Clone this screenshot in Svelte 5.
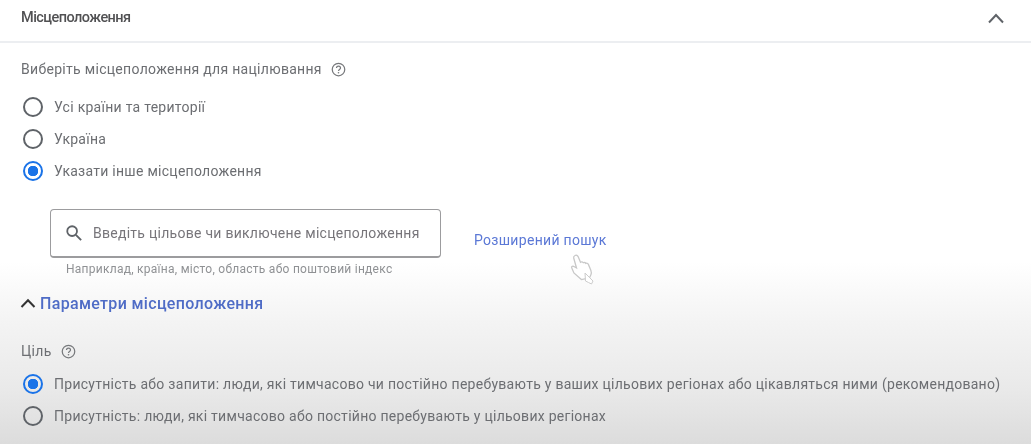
<script>
  const targets = ["Усі країни та території", "Україна", "Указати інше місцеположення"];
  const goals = [
    "Присутність або запити: люди, які тимчасово чи постійно перебувають у ваших цільових регіонах або цікавляться ними (рекомендовано)",
    "Присутність: люди, які тимчасово або постійно перебувають у цільових регіонах"
  ];
  let target = 2;
  let goal = 0;
</script>

{#snippet help()}
  <svg class="help" viewBox="0 0 24 24" aria-hidden="true">
    <circle cx="12" cy="12" r="10" fill="none" stroke="currentColor" stroke-width="2" />
    <path d="M8.8 9.6a3.2 3.2 0 0 1 6.4 0c0 2.3-3.2 2.4-3.2 4.6" fill="none" stroke="currentColor" stroke-width="2" />
    <circle cx="12" cy="17.2" r="1.3" fill="currentColor" />
  </svg>
{/snippet}

{#snippet radio(on)}
  <span class="radio" class:on></span>
{/snippet}

<main class="panel">
  <header class="head">
    <h2>Місцеположення</h2>
    <svg class="chev" viewBox="0 0 18 12" aria-hidden="true">
      <path d="M2 10.5 9 3l7 7.5" fill="none" stroke="currentColor" stroke-width="2" />
    </svg>
  </header>

  <section class="body">
    <div class="label first">Виберіть місцеположення для націлювання {@render help()}</div>

    <div class="options">
      {#each targets as t, i}
        <button class="opt" onclick={() => (target = i)}>
          {@render radio(target === i)}
          <span>{t}</span>
        </button>
      {/each}
    </div>

    <div class="search-row">
      <div class="search-col">
        <div class="search">
          <svg class="mag" viewBox="0 0 24 24" aria-hidden="true">
            <circle cx="9.5" cy="9.5" r="6.5" fill="none" stroke="currentColor" stroke-width="2.4" />
            <path d="m14.5 14.5 7 7" fill="none" stroke="currentColor" stroke-width="2.6" />
          </svg>
          <span>Введіть цільове чи виключене місцеположення</span>
        </div>
        <div class="hint">Наприклад, країна, місто, область або поштовий індекс</div>
      </div>
      <a class="adv" href="#top" onclick={(e) => e.preventDefault()}>Розширений пошук</a>
    </div>

    <div class="params">
      <svg viewBox="0 0 18 12" aria-hidden="true">
        <path d="M2.5 10 9 3.2 15.5 10" fill="none" stroke="currentColor" stroke-width="2" />
      </svg>
      <span>Параметри місцеположення</span>
    </div>

    <div class="label goal">Ціль {@render help()}</div>

    <div class="options goals">
      {#each goals as g, i}
        <button class="opt" onclick={() => (goal = i)}>
          {@render radio(goal === i)}
          <span>{g}</span>
        </button>
      {/each}
    </div>
  </section>

  <svg class="cursor" viewBox="0 0 26 32" aria-hidden="true">
    <path
      d="M5 2.5c1.400-.8 2.600 0 3.200 1.300l2.300 5.400c1-.7 2.200-.4 2.800.5.900-.5 2-.2 2.500.7 1-.4 2-.1 2.600 1l2.500 6.200c.6 1.500.6 2.900 0 4.200l-1.500 3.200-8 1.600-7.500-6.700L1.800 15c-.6-1.100.5-2.200 1.700-1.700l3 1.700L3.700 5c-.3-1 .3-2 1.300-2.500Z"
      fill="#fff" stroke="#c8c8c8" stroke-width="1.300"
    />
    <path d="m15 20 8 8-1.500 3-3-1.500-3-1.500Z" fill="#fff" stroke="#cccccc" stroke-width="1" />
  </svg>
</main>

<style>
  :global(body) {
    margin: 0;
    background: #fff;
  }

  /* source is a soft video frame, hence the slight blur */
  .panel {
    position: relative;
    width: 1031px;
    height: 444px;
    overflow: hidden;
    font-family: Roboto, "Noto Sans", sans-serif;
    color: #5f6368;
    background: linear-gradient(180deg, #fff 0, #fff 262px, #f4f4f4 320px, #e9e9e9 390px, #dcdcdc 444px);
    filter: blur(0.5px);
  }

  .head {
    height: 43px;
    box-sizing: border-box;
    display: flex;
    align-items: center;
    justify-content: space-between;
    padding: 0 26px 6px 21px;
    border-bottom: 2px solid #eceef1;
  }

  h2 {
    margin: 0;
    font-size: 14.5px;
    font-weight: 500;
    letter-spacing: -0.55px;
    color: #515153;
  }

  .chev {
    width: 18px;
    height: 12px;
    color: #5f6368;
  }

  .body {
    padding: 0 0 0 21px;
  }

  .label {
    display: flex;
    align-items: center;
    gap: 9px;
    font-size: 14px;
    letter-spacing: 0.3px;
    color: #6c6e72;
  }

  .label.first {
    margin-top: 17px;
    height: 18px;
  }

  .help {
    width: 15px;
    height: 15px;
    color: #77797c;
  }

  .options {
    display: flex;
    flex-direction: column;
    margin-top: 13px;
  }

  .opt {
    display: flex;
    align-items: center;
    gap: 11px;
    height: 32px;
    padding: 0 0 0 2px;
    border: 0;
    background: none;
    font: inherit;
    font-size: 14px;
    letter-spacing: 0.27px;
    color: #6c6e72;
    text-align: left;
    white-space: nowrap;
  }

  .radio {
    box-sizing: border-box;
    flex: none;
    width: 20px;
    height: 20px;
    border: 2px solid #5f6368;
    border-radius: 50%;
  }

  .radio.on {
    border-color: #1a73e8;
    background: radial-gradient(circle, #1a73e8 0 5px, transparent 5.500px);
  }

  .search-row {
    display: flex;
    align-items: flex-start;
    margin: 22px 0 0 29px;
  }

  .search {
    box-sizing: border-box;
    width: 391px;
    height: 49px;
    display: flex;
    align-items: center;
    gap: 10px;
    padding-left: 14px;
    border: 1px solid #9c9c9e;
    border-bottom-width: 2px;
    border-radius: 4px;
    font-size: 14px;
    letter-spacing: 0.27px;
    color: #77757a;
  }

  .mag {
    width: 18px;
    height: 18px;
    color: #5f6368;
  }

  .hint {
    margin: 4px 0 0 16px;
    font-size: 12px;
    letter-spacing: 0.26px;
    color: #8f9194;
  }

  .adv {
    margin: 23px 0 0 33px;
    font-size: 14px;
    letter-spacing: 0.3px;
    color: #5b78d6;
    text-decoration: none;
  }

  .params {
    display: flex;
    align-items: center;
    gap: 3px;
    margin: 18px 0 0 -2px;
    height: 18px;
    font-size: 16px;
    font-weight: 500;
    letter-spacing: 0.33px;
    color: #4f6cc6;
  }

  .params svg {
    width: 18px;
    height: 12px;
    color: #333;
  }

  .label.goal {
    margin-top: 30px;
    height: 18px;
  }

  .goals {
    margin-top: 8px;
  }

  .cursor {
    position: absolute;
    left: 570px;
    top: 253px;
    width: 26px;
    height: 32px;
  }
</style>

════════════════

Print the listing above in full, exactly as written. Omit any pictures.

Clone this screenshot in Svelte 5.
<script>
  const targets = ["Усі країни та території", "Україна", "Указати інше місцеположення"];
  const goals = [
    "Присутність або запити: люди, які тимчасово чи постійно перебувають у ваших цільових регіонах або цікавляться ними (рекомендовано)",
    "Присутність: люди, які тимчасово або постійно перебувають у цільових регіонах"
  ];
  let target = 2;
  let goal = 0;
</script>

{#snippet help()}
  <svg class="help" viewBox="0 0 24 24" aria-hidden="true">
    <circle cx="12" cy="12" r="10" fill="none" stroke="currentColor" stroke-width="2" />
    <path d="M8.8 9.6a3.2 3.2 0 0 1 6.4 0c0 2.3-3.2 2.4-3.2 4.6" fill="none" stroke="currentColor" stroke-width="2" />
    <circle cx="12" cy="17.2" r="1.3" fill="currentColor" />
  </svg>
{/snippet}

{#snippet radio(on)}
  <span class="radio" class:on></span>
{/snippet}

<main class="panel">
  <header class="head">
    <h2>Місцеположення</h2>
    <svg class="chev" viewBox="0 0 18 12" aria-hidden="true">
      <path d="M2 10.5 9 3l7 7.5" fill="none" stroke="currentColor" stroke-width="2" />
    </svg>
  </header>

  <section class="body">
    <div class="label first">Виберіть місцеположення для націлювання {@render help()}</div>

    <div class="options">
      {#each targets as t, i}
        <button class="opt" onclick={() => (target = i)}>
          {@render radio(target === i)}
          <span>{t}</span>
        </button>
      {/each}
    </div>

    <div class="search-row">
      <div class="search-col">
        <div class="search">
          <svg class="mag" viewBox="0 0 24 24" aria-hidden="true">
            <circle cx="9.5" cy="9.5" r="6.5" fill="none" stroke="currentColor" stroke-width="2.4" />
            <path d="m14.5 14.5 7 7" fill="none" stroke="currentColor" stroke-width="2.6" />
          </svg>
          <span>Введіть цільове чи виключене місцеположення</span>
        </div>
        <div class="hint">Наприклад, країна, місто, область або поштовий індекс</div>
      </div>
      <a class="adv" href="#top" onclick={(e) => e.preventDefault()}>Розширений пошук</a>
    </div>

    <div class="params">
      <svg viewBox="0 0 18 12" aria-hidden="true">
        <path d="M2.5 10 9 3.2 15.5 10" fill="none" stroke="currentColor" stroke-width="2" />
      </svg>
      <span>Параметри місцеположення</span>
    </div>

    <div class="label goal">Ціль {@render help()}</div>

    <div class="options goals">
      {#each goals as g, i}
        <button class="opt" onclick={() => (goal = i)}>
          {@render radio(goal === i)}
          <span>{g}</span>
        </button>
      {/each}
    </div>
  </section>

  <svg class="cursor" viewBox="0 0 26 32" aria-hidden="true">
    <path
      d="M5 2.5c1.400-.8 2.600 0 3.200 1.300l2.300 5.400c1-.7 2.200-.4 2.800.5.900-.5 2-.2 2.500.7 1-.4 2-.1 2.600 1l2.500 6.200c.6 1.500.6 2.900 0 4.200l-1.500 3.200-8 1.600-7.500-6.700L1.800 15c-.6-1.100.5-2.200 1.700-1.700l3 1.700L3.700 5c-.3-1 .3-2 1.300-2.500Z"
      fill="#fff" stroke="#c8c8c8" stroke-width="1.300"
    />
    <path d="m15 20 8 8-1.500 3-3-1.500-3-1.500Z" fill="#fff" stroke="#cccccc" stroke-width="1" />
  </svg>
</main>

<style>
  :global(body) {
    margin: 0;
    background: #fff;
  }

  /* source is a soft video frame, hence the slight blur */
  .panel {
    position: relative;
    width: 1031px;
    height: 444px;
    overflow: hidden;
    font-family: Roboto, "Noto Sans", sans-serif;
    color: #5f6368;
    background: linear-gradient(180deg, #fff 0, #fff 262px, #f4f4f4 320px, #e9e9e9 390px, #dcdcdc 444px);
    filter: blur(0.5px);
  }

  .head {
    height: 43px;
    box-sizing: border-box;
    display: flex;
    align-items: center;
    justify-content: space-between;
    padding: 0 26px 6px 21px;
    border-bottom: 2px solid #eceef1;
  }

  h2 {
    margin: 0;
    font-size: 14.5px;
    font-weight: 500;
    letter-spacing: -0.55px;
    color: #515153;
  }

  .chev {
    width: 18px;
    height: 12px;
    color: #5f6368;
  }

  .body {
    padding: 0 0 0 21px;
  }

  .label {
    display: flex;
    align-items: center;
    gap: 9px;
    font-size: 14px;
    letter-spacing: 0.3px;
    color: #6c6e72;
  }

  .label.first {
    margin-top: 17px;
    height: 18px;
  }

  .help {
    width: 15px;
    height: 15px;
    color: #77797c;
  }

  .options {
    display: flex;
    flex-direction: column;
    margin-top: 13px;
  }

  .opt {
    display: flex;
    align-items: center;
    gap: 11px;
    height: 32px;
    padding: 0 0 0 2px;
    border: 0;
    background: none;
    font: inherit;
    font-size: 14px;
    letter-spacing: 0.27px;
    color: #6c6e72;
    text-align: left;
    white-space: nowrap;
  }

  .radio {
    box-sizing: border-box;
    flex: none;
    width: 20px;
    height: 20px;
    border: 2px solid #5f6368;
    border-radius: 50%;
  }

  .radio.on {
    border-color: #1a73e8;
    background: radial-gradient(circle, #1a73e8 0 5px, transparent 5.500px);
  }

  .search-row {
    display: flex;
    align-items: flex-start;
    margin: 22px 0 0 29px;
  }

  .search {
    box-sizing: border-box;
    width: 391px;
    height: 49px;
    display: flex;
    align-items: center;
    gap: 10px;
    padding-left: 14px;
    border: 1px solid #9c9c9e;
    border-bottom-width: 2px;
    border-radius: 4px;
    font-size: 14px;
    letter-spacing: 0.27px;
    color: #77757a;
  }

  .mag {
    width: 18px;
    height: 18px;
    color: #5f6368;
  }

  .hint {
    margin: 4px 0 0 16px;
    font-size: 12px;
    letter-spacing: 0.26px;
    color: #8f9194;
  }

  .adv {
    margin: 23px 0 0 33px;
    font-size: 14px;
    letter-spacing: 0.3px;
    color: #5b78d6;
    text-decoration: none;
  }

  .params {
    display: flex;
    align-items: center;
    gap: 3px;
    margin: 18px 0 0 -2px;
    height: 18px;
    font-size: 16px;
    font-weight: 500;
    letter-spacing: 0.33px;
    color: #4f6cc6;
  }

  .params svg {
    width: 18px;
    height: 12px;
    color: #333;
  }

  .label.goal {
    margin-top: 30px;
    height: 18px;
  }

  .goals {
    margin-top: 8px;
  }

  .cursor {
    position: absolute;
    left: 570px;
    top: 253px;
    width: 26px;
    height: 32px;
  }
</style>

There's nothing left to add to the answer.